Arriving in Medellin we were having one of those times when you kind of with you had of planned better! When we left Cartagena we weren´t sure what time the bus left for the 13 hour trip to Medellin. We got up early enough and got to the station just after 7am, only to find the next bus wasn´t until 11am and we had just missed the 7am. We don´t really want to be turning up to these cities in the middle of the night (the 1am arrival in Ciudad Bolivar was already testiment) but we had to take what we could. I called up the hostel in Medellin and in my pidgeon Spanish I tried to let them know we were coming late. (I thought I had done quite well). The trip itself wasn´t too bad, I was fascinated by the landscape, it had small rolling hills or drumlins with huge trees very interspaced out but all with a particular dignified shape, every tree captured my eye. There was plenty of cattle and donkeys as well. We were also entertained by a sustained lightning show in the distance which also can keep a nerd like myself easily entertained.
we have come to notice in Colombia more than the other countries is that everytime you reach another village, the bus pulls over for people to come on to the bus to try and sell drinks, snacks, empanadas and the like. And then drops them off further down the road. The sales techniques are great, often they go through the bus, place the goods on your lap and then collect them as they return and you buy them if you want.
So we arrived at 1am, we could see that the city is set in the mountains as the mish mash of lights lit up the mountainsides. Our taxi had trouble finding the Hostal even though we had the address and the streets were very quiet. Once we finally found it we rang the bell, no answer, we must have rang about five or six times, a little worried but eventually we were safe. And of course taxi driver didn´t have change as is a common occurance in this country! Now the guy at the hostal spoke only Spanish (and very quickly) turned out they didn´t have my reservation (turned out they had it for the following night) but we
found a dorm to get some well needed sleep. Deb enjoyed the hostal as she was able to use her tea bags she had found in the supermarket, and I have never seen her so happy to have a cup of tea!

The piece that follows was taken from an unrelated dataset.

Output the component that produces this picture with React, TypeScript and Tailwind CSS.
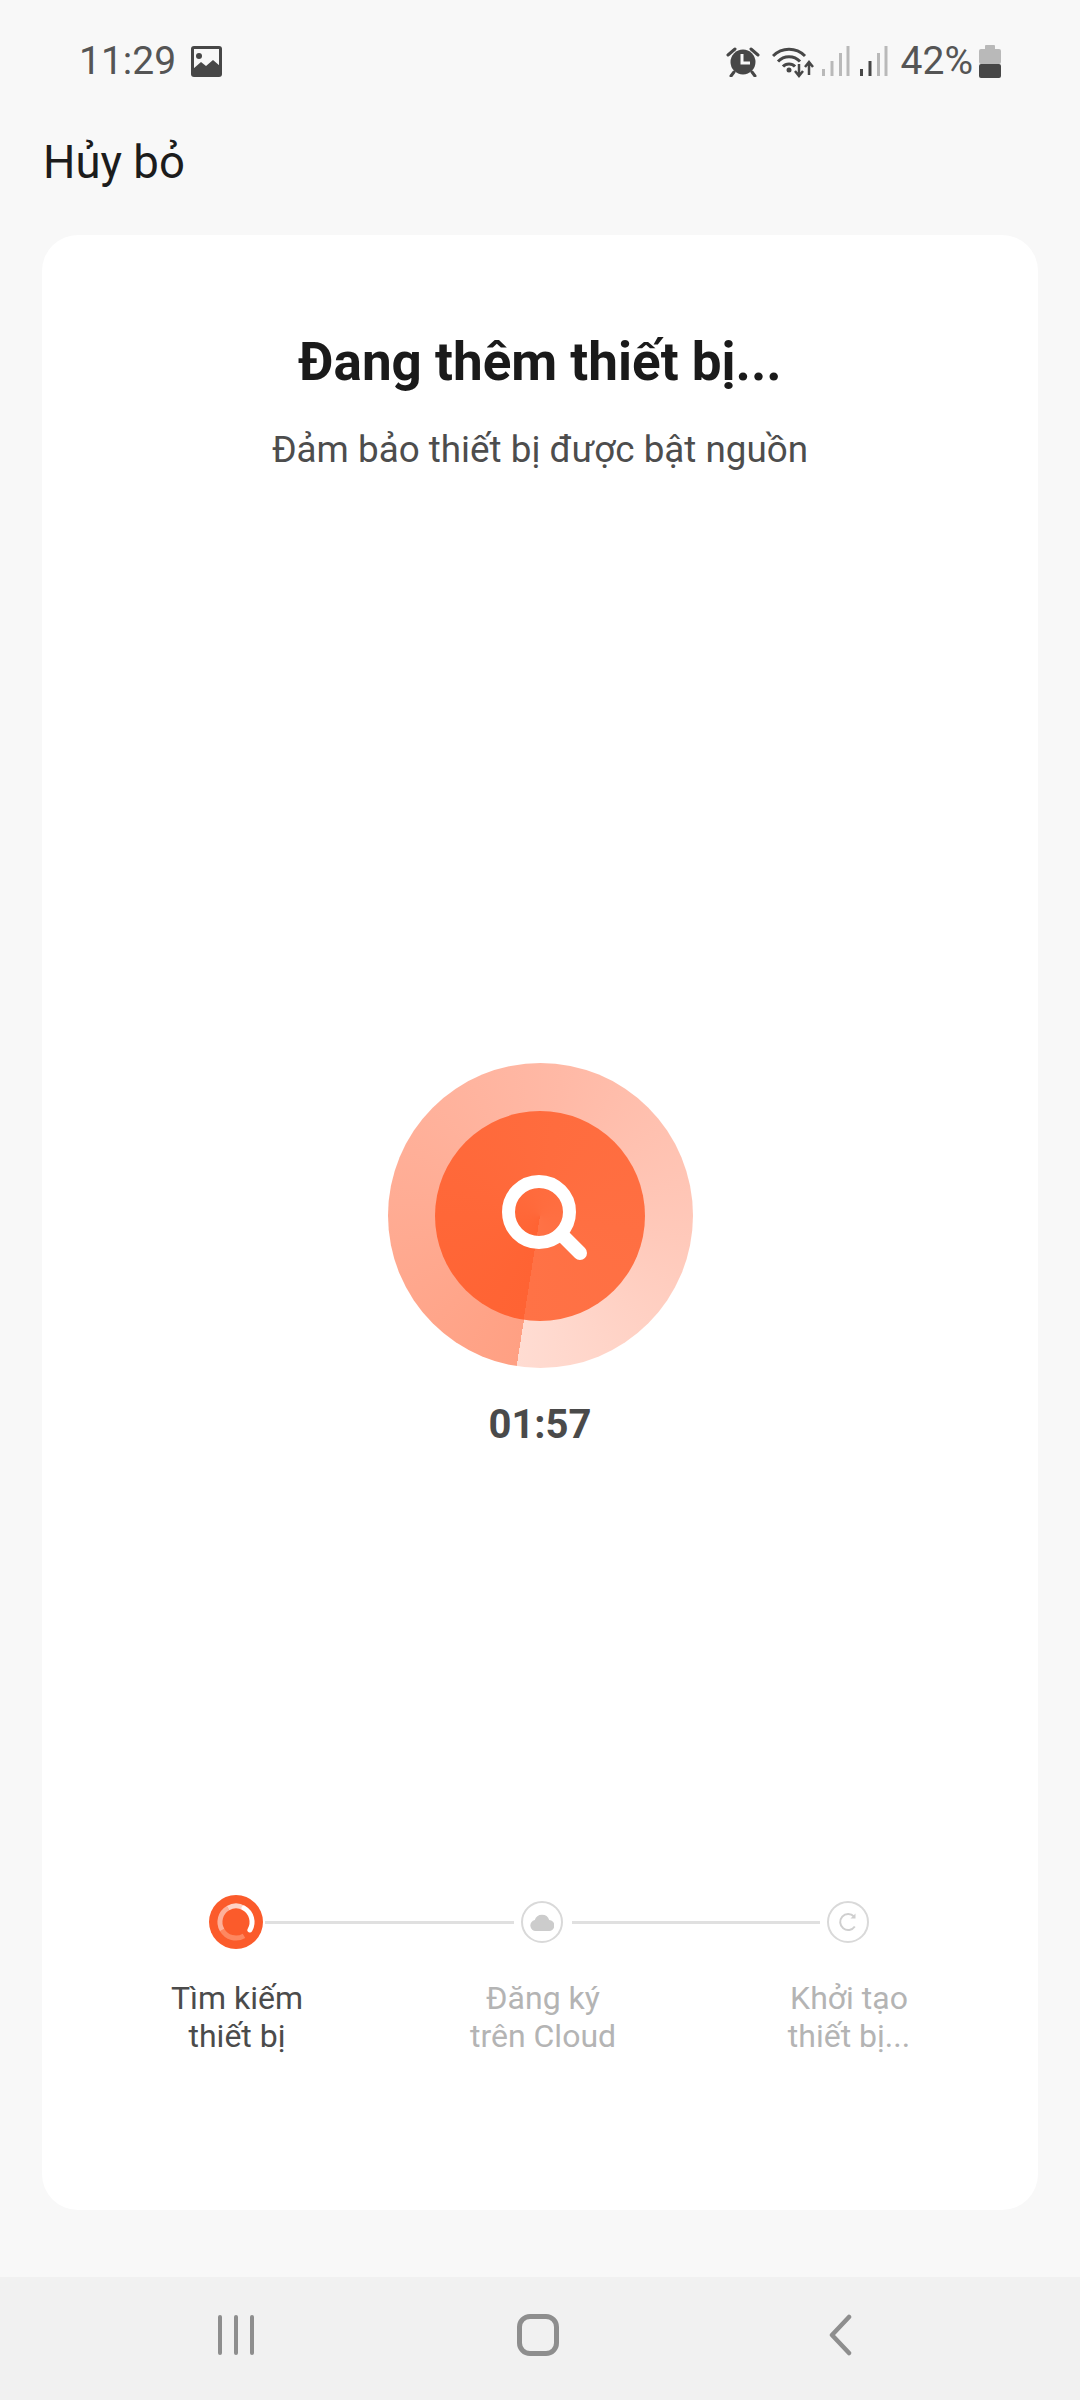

Medellin was once a very dangerous city, the home of Pablo Escobar and his cartel. Those days long gone and Medellin was not really what we expected, it seemed quite modern, most of the buildings are made of orange bricks and there are quite a few highrise. It has its own Metro system which is quite easy to use, and walking the streets felt like most cities. We wandered around the centro, malled streets, churches and parks, there was a cool plazo of Fernando Botero sculptures (he hails from Medellin) and also more of his artwork (paintings and sculptures) in the Museo de Antioquia. If you have seen his art he more or less uses things in a larger (fatter size) and usually paints people or food. The works are quite entertaining, there is even one of the capture of Escobar. We took in the rich area of El Poblado and to Pueblo Paisa, which is a hill
in the city that has a minature typical Antioquian town (a few buildings). But the view was lovely and we sat on a balcony and enjoyed. The people here are much more lighter skinned than their Caribbean counterparts and seem just as friendly as the costenos. The only problem we found was that it isn´t fully catered for the tourist, we wanted to do a tour of the surrounds or something else but only tours on the weekends, we decided to head out ourselves.